*Problem to work on*. Only the lines from the one containing "Convert this screenshot" through the one containing "const green = 'text-[#5a9e1f]';" belong in the answer; copy them exactly and leave out pictures.

** Start Material to process **

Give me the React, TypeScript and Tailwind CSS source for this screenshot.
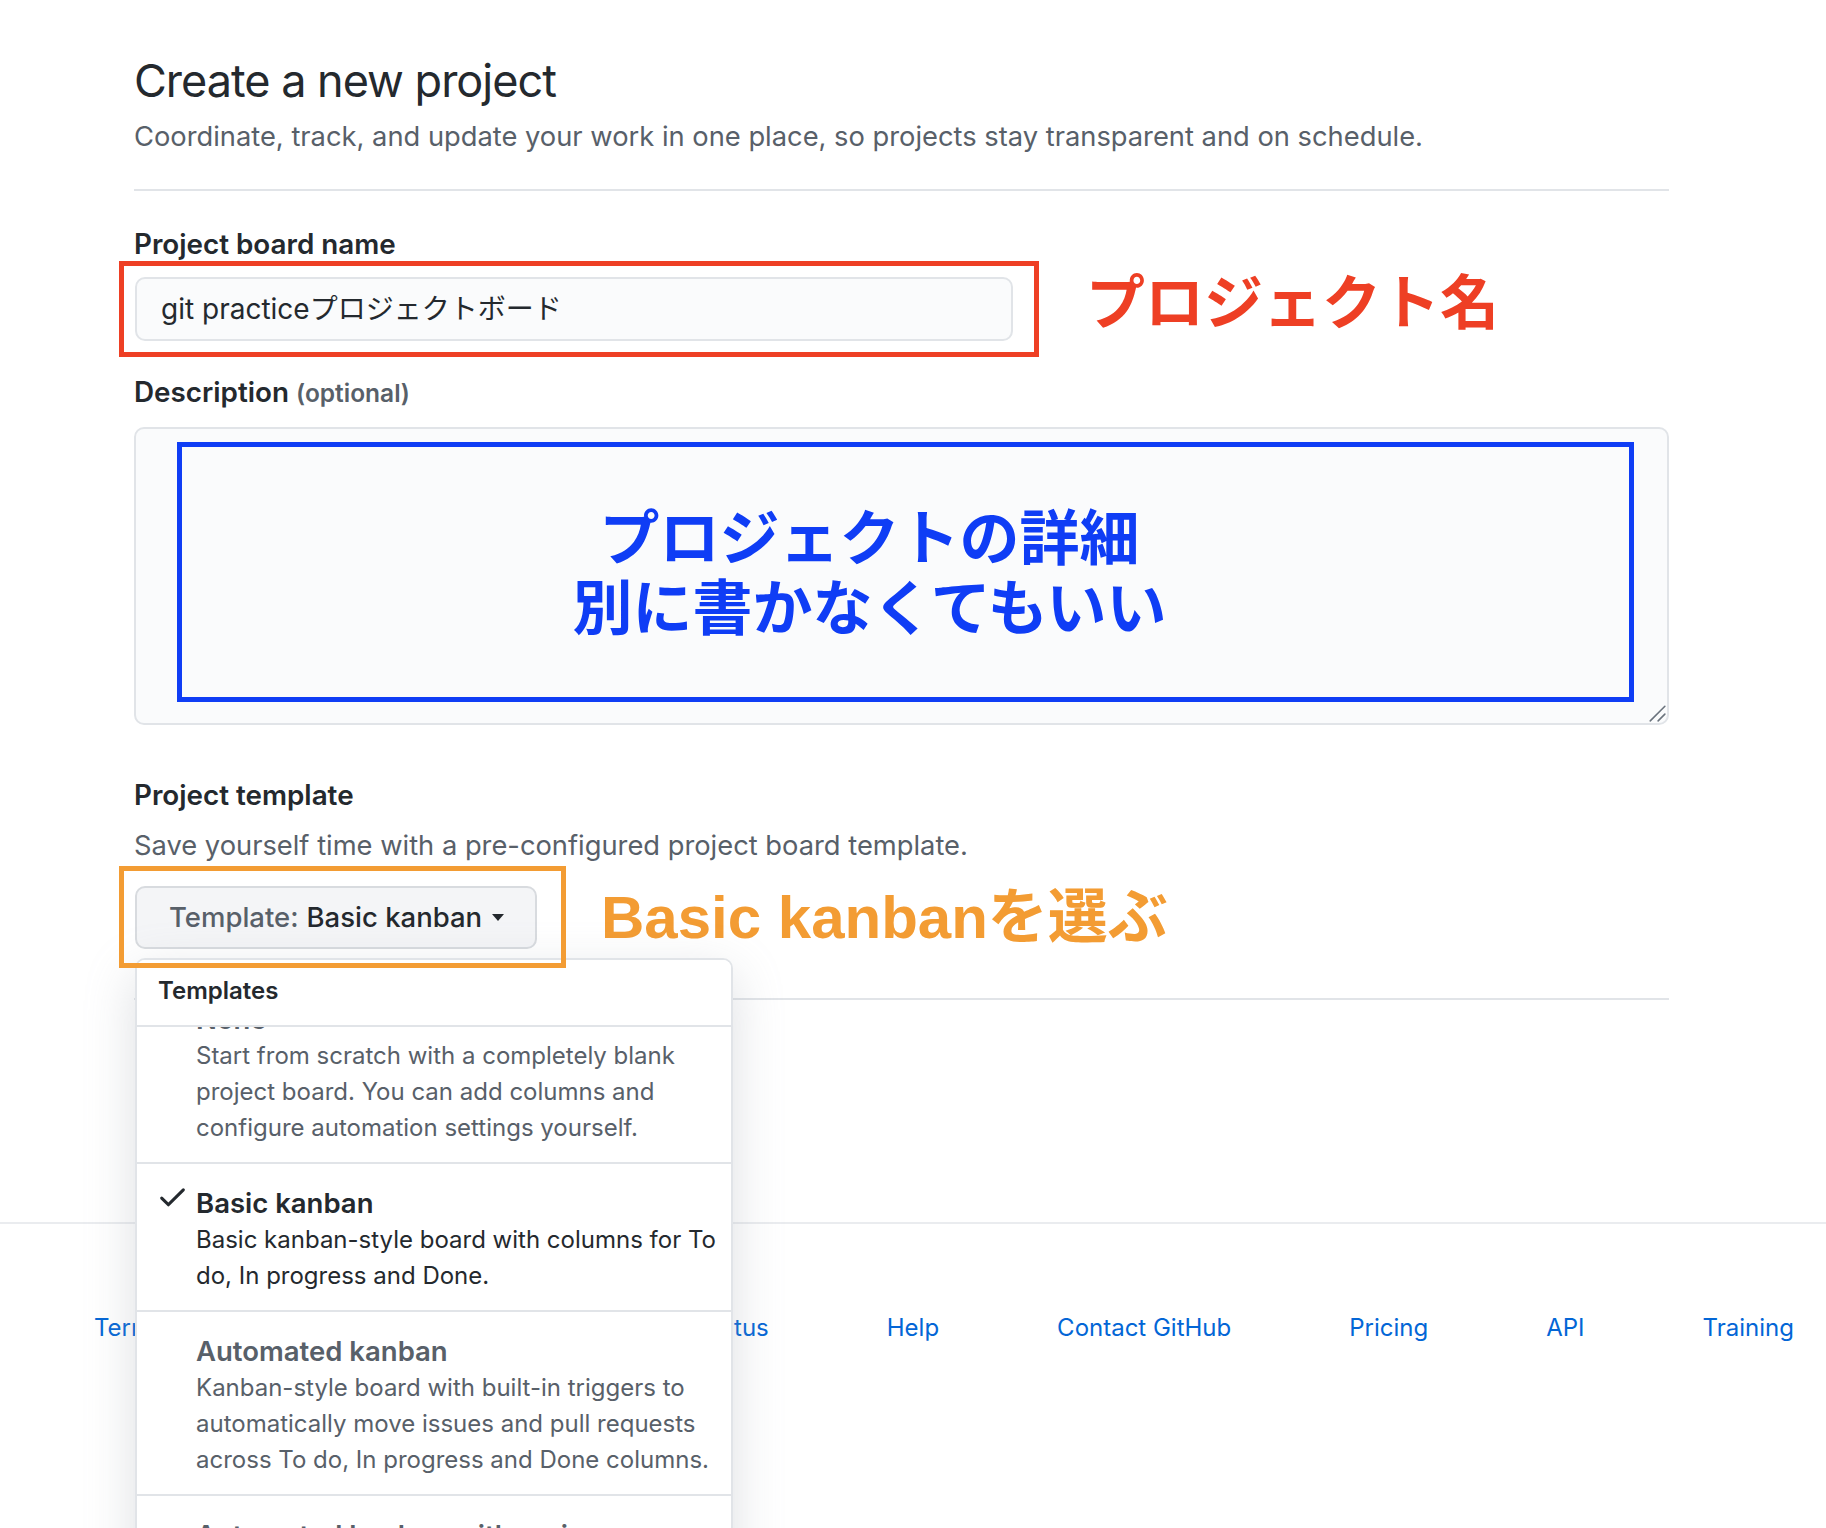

** End Material to process **
** Start Material to process **

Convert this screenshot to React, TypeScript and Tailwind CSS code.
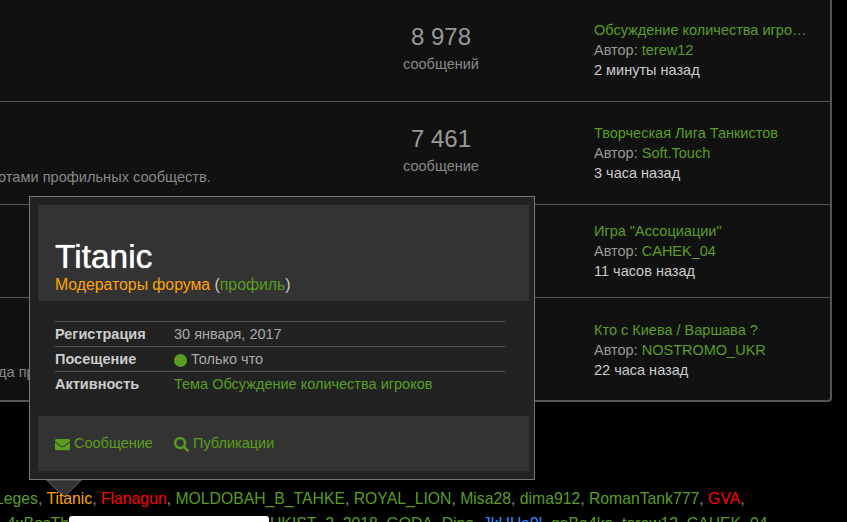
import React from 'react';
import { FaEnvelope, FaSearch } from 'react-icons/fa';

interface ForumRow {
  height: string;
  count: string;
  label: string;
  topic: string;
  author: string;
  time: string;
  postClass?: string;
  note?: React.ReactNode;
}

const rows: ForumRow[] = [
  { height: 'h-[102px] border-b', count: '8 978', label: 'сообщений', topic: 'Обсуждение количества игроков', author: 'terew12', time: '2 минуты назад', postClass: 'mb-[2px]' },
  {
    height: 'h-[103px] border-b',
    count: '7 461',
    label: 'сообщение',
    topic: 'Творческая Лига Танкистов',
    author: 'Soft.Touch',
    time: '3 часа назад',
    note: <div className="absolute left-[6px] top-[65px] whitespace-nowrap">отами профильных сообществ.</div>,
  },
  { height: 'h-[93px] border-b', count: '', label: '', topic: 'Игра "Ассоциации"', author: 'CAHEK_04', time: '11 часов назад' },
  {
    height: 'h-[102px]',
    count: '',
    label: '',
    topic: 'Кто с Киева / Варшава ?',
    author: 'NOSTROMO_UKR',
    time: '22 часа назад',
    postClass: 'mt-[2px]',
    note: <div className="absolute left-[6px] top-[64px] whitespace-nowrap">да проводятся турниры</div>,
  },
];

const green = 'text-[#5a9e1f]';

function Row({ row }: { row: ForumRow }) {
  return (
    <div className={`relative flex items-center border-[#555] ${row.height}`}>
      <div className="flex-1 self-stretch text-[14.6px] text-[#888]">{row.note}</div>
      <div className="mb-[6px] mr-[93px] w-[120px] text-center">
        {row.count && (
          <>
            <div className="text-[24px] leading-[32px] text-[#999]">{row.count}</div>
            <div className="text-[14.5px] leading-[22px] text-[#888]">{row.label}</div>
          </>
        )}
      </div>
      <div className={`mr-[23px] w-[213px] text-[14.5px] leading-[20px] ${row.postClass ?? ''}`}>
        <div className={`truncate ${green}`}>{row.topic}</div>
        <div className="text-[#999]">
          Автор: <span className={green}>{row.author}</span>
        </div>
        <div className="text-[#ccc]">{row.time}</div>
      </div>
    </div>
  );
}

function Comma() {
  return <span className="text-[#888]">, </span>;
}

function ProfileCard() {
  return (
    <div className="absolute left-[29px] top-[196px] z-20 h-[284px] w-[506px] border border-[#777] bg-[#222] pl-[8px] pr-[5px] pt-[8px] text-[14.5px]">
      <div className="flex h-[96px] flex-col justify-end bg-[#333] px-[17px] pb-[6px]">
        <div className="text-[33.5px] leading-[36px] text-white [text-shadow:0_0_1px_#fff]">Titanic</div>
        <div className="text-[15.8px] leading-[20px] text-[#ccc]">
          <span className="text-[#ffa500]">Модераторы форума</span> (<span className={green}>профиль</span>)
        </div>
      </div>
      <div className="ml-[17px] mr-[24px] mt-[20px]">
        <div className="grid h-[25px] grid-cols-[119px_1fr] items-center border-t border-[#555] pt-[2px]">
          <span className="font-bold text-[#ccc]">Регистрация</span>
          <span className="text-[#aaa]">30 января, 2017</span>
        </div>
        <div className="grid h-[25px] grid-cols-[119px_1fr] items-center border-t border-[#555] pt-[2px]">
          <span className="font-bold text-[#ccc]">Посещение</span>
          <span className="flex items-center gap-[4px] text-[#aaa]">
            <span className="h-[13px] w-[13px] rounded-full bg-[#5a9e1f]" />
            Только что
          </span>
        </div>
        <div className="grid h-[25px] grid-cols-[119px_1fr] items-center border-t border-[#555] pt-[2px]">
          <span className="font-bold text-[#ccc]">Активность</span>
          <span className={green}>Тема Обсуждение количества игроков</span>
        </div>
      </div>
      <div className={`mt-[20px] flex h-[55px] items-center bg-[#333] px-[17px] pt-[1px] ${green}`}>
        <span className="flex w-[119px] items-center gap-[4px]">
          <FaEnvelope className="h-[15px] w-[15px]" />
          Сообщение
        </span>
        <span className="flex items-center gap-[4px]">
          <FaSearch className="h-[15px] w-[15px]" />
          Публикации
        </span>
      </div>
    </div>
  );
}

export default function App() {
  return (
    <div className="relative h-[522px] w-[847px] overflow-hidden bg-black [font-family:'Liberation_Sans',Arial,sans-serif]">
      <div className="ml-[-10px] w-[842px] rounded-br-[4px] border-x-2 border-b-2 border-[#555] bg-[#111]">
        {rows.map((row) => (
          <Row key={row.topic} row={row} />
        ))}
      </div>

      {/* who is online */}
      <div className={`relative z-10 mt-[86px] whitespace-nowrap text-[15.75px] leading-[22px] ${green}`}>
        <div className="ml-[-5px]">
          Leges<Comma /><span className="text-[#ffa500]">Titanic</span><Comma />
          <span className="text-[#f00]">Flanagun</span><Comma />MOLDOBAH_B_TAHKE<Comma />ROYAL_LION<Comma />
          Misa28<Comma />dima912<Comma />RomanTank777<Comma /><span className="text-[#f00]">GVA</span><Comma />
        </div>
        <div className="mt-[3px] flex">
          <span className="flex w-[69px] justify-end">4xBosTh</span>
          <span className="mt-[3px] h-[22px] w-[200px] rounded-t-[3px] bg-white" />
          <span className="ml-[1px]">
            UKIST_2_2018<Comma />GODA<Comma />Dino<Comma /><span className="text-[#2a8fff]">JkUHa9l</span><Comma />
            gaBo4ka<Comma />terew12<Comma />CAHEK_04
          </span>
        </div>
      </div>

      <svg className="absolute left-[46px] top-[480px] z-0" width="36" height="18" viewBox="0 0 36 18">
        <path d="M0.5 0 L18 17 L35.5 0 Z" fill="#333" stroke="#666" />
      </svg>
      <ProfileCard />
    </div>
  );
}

** End Material to process **
** Start Material to process **

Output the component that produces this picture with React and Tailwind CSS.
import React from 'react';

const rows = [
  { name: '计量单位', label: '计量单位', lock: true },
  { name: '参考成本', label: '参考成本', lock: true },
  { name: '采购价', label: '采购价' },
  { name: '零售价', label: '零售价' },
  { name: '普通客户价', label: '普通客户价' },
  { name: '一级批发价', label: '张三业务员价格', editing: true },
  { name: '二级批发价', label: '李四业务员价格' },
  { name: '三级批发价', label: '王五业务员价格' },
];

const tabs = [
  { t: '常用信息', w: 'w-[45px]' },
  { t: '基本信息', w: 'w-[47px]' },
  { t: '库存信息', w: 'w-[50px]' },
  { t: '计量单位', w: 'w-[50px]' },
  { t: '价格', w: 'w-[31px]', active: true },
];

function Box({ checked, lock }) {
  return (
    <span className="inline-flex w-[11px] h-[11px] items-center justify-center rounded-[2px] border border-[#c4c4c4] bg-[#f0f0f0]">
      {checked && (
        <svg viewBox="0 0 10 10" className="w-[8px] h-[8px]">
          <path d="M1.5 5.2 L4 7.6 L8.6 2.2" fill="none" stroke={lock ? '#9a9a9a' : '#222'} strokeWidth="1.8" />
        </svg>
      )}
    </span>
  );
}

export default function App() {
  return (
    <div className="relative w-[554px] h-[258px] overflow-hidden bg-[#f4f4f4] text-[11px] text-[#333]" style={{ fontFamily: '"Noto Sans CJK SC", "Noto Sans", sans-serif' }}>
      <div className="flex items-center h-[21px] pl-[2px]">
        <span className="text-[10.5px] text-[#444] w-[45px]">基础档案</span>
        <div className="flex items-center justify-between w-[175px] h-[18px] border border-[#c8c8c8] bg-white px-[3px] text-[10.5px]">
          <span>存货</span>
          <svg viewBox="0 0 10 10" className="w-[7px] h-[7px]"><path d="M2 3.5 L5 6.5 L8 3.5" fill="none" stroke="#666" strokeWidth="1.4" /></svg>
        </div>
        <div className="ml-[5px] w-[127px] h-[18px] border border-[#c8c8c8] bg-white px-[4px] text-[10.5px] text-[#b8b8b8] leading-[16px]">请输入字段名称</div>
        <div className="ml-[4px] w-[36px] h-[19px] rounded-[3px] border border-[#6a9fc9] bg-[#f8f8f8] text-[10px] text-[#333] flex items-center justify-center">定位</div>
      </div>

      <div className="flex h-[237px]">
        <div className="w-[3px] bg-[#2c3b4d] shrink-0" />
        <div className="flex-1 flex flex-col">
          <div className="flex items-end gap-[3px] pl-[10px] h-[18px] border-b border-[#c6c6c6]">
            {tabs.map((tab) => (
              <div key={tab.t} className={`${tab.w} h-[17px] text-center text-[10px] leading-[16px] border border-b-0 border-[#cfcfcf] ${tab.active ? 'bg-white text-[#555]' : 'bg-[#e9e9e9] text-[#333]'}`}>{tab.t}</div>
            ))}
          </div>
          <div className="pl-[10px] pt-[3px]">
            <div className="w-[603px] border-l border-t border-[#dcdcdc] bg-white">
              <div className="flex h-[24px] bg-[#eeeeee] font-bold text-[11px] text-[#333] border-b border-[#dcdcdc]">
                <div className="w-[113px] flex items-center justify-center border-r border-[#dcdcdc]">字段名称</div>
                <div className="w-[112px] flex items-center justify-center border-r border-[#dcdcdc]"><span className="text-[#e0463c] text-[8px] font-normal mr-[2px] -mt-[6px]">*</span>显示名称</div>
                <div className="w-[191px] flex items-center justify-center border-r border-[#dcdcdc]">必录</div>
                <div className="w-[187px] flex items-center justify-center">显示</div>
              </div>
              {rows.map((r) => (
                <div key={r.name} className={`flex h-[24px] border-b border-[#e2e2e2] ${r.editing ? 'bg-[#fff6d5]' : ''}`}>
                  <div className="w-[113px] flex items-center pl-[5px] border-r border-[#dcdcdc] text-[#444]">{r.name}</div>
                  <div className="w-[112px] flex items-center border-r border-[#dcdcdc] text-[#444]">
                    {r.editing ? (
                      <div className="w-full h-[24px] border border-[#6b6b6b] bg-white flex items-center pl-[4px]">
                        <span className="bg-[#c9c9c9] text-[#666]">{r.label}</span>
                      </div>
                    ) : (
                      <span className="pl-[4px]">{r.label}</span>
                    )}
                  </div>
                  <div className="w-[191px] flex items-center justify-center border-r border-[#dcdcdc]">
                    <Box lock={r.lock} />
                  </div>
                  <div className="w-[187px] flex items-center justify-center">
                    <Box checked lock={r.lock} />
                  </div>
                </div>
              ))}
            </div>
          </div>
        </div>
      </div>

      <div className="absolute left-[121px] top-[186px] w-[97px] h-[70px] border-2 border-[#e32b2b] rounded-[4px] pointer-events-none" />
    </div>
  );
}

** End Material to process **

*Response to this task*.
Convert this screenshot to React, TypeScript and Tailwind CSS code.
import React from 'react';
import { FaEnvelope, FaSearch } from 'react-icons/fa';

interface ForumRow {
  height: string;
  count: string;
  label: string;
  topic: string;
  author: string;
  time: string;
  postClass?: string;
  note?: React.ReactNode;
}

const rows: ForumRow[] = [
  { height: 'h-[102px] border-b', count: '8 978', label: 'сообщений', topic: 'Обсуждение количества игроков', author: 'terew12', time: '2 минуты назад', postClass: 'mb-[2px]' },
  {
    height: 'h-[103px] border-b',
    count: '7 461',
    label: 'сообщение',
    topic: 'Творческая Лига Танкистов',
    author: 'Soft.Touch',
    time: '3 часа назад',
    note: <div className="absolute left-[6px] top-[65px] whitespace-nowrap">отами профильных сообществ.</div>,
  },
  { height: 'h-[93px] border-b', count: '', label: '', topic: 'Игра "Ассоциации"', author: 'CAHEK_04', time: '11 часов назад' },
  {
    height: 'h-[102px]',
    count: '',
    label: '',
    topic: 'Кто с Киева / Варшава ?',
    author: 'NOSTROMO_UKR',
    time: '22 часа назад',
    postClass: 'mt-[2px]',
    note: <div className="absolute left-[6px] top-[64px] whitespace-nowrap">да проводятся турниры</div>,
  },
];

const green = 'text-[#5a9e1f]';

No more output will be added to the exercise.